Versioning


Upcoming elasticsearch 0.15 has some very cool features baked into it, one of those is versioning. Each document indexed in elasticsearch is now versioned and this allow for some cool operations done on it. But first, a simple example, starting with an index request:

curl -XPUT 'localhost:9200/twitter/tweet/1?pretty=true' -d '{
    "message" : "elasticsearch now has versioning support!"
}'

This is all business as usual, the interesting bit is in the response:

{
  "ok" : true,
  "_index" : "twitter",
  "_type" : "tweet",
  "_id" : "1",
  "_version" : 1
}

Notice the _version returned when performing an index operation. This is now the version associated with this tweet registered with id 1. If we do a get, we will get the version as well:

curl -XGET 'localhost:9200/twitter/tweet/1?pretty=true'
{
  "_index" : "twitter",
  "_type" : "tweet",
  "_id" : "1",
  "_version" : 1, 
  "_source" : {
      "message" : "elasticsearch now has versioning support!"
   }
}

Same applies when doing a search, we will get a _version per search hit.

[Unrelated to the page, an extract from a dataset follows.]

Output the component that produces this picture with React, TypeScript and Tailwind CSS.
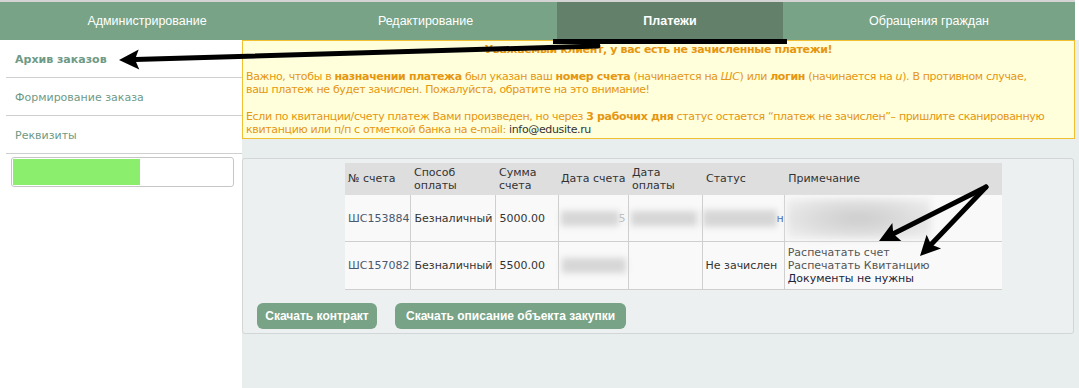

Optimistic Concurrency Control

Now, the interesting bits can start, as we can use the versioning feature to perform optimistic concurrency control. For example, lets say we update the first tweet we indexed:

curl -XPUT 'localhost:9200/twitter/tweet/1?pretty=true' -d '{
    "message" : "elasticsearch now has versioning support, cool!"
}'

What we will get back is:

{
  "ok" : true,
  "_index" : "twitter",
  "_type" : "tweet",
  "_id" : "1",
  "_version" : 2
}

Note the _version value has been incremented to 2. But, we can also provide the version that we would like the update to be performed:

curl -XPUT 'localhost:9200/twitter/tweet/1?version=2&pretty=true' -d '{
    "message" : "elasticsearch now has versioning support, double cool!"
}'

This will update the tweet again, and increment its version to 3. Now, lets say someone wanted to do another update on a stale data, and execute the above again:

curl -XPUT 'localhost:9200/twitter/tweet/1?version=2&pretty=true' -d '{
    "message" : "elasticsearch now has versioning support, stale cool!"
}'

What we would get now is a conflict, with the HTTP error code of 409 and a response:

{
  "error" : "VersionConflictEngineException[[twitter][2] [tweet][1]: version conflict, current [3], required [2]]"
}

This notion is very powerful, especially with the near real time aspect of elasticsearch. Version information is completely real time, thus, a get and an index can be repeated until the index has been refreshed without the need to call explicit refresh each time.

Put if Absent

The versioning feature now allow to perform a “put if absent” logic by using the create flag when indexing, for example, lets say we want to create the first tweet (its already there in the index):

curl -XPUT 'localhost:9200/twitter/tweet/1?op_type=create&pretty=true' -d '{
    "message" : "elasticsearch now has versioning support, but I am not absent...!"
}'

Now, we would get an error that the document already exists, with an HTTP response code of 409.

{
  "error" : "DocumentAlreadyExistsEngineException[[twitter][2] [tweet][1]: document already exists]"
}

Other Nice Side Effects

  • When deleting, and the document does not exists, a flag indicating that it was not found will be returned with an HTTP return code of 404.
  • There is no longer a need to use the create operation type to improve indexing speed, a doc is automatically “created” (and not “updated”) if it does not exists.